Born of a winter festival called Candlemas Day, the celebration found churchgoers bringing candles to be blessed. If the skies were clear, it meant an extended winter was in the forecast.
In the U.S., Groundhog Day dates back to the 18th and 19th centuries. Pennsylvania German settlers pulled the tradition from European weather lore that used the appearance of hibernators, like badgers, as a sign it was time to prepare for spring. The Pennsylvanian German folk had to work with their surroundings, and so they decided on the groundhog to replace the traditional European animals.
Punxsutawney Groundhog Club records date back to 1887.
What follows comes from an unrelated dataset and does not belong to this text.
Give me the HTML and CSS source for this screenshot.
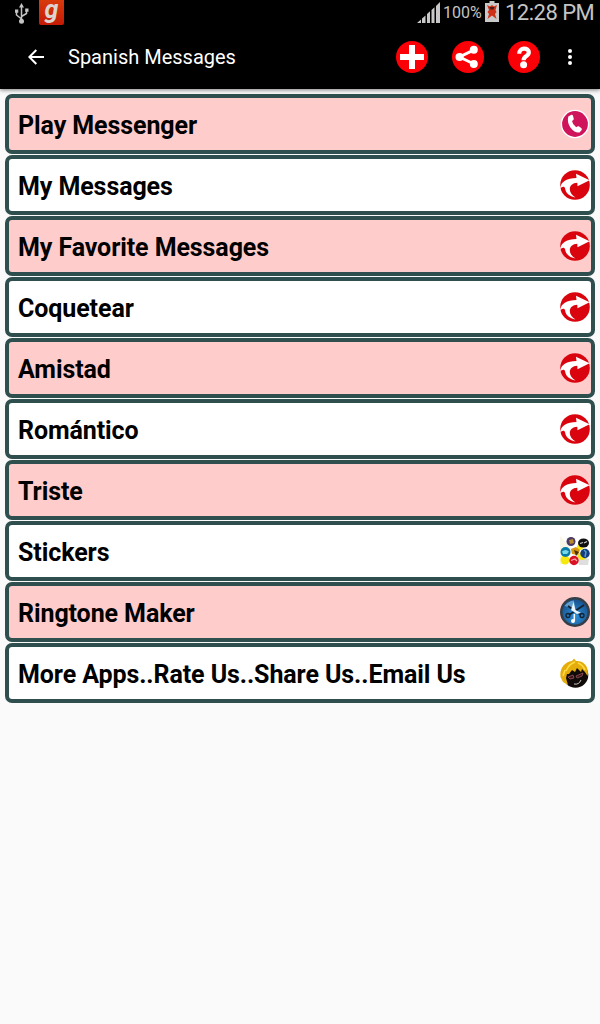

Legend has it that Phil is the only Pennsylvania groundhog to have predicted winter’s length, though the lifespan of a groundhog is around just six years. However, according to the Punxsutawney Groundhog Club, Phil takes “one sip every summer” of a top-secret “elixir of life,” which extends his lifespan by seven years.
Punxsutawney Phil is protected and cared for by the Groundhog Club. The president of this group is the individual who gets the privilege of hearing Phil’s prediction in “Groundhogese” and translating it for the public.
The unique holiday also inspired the popular 1993 film Groundhog Day, starring Bill Murray as a weatherman who finds himself stuck in a time loop, forcing him to relive the same day over and over again.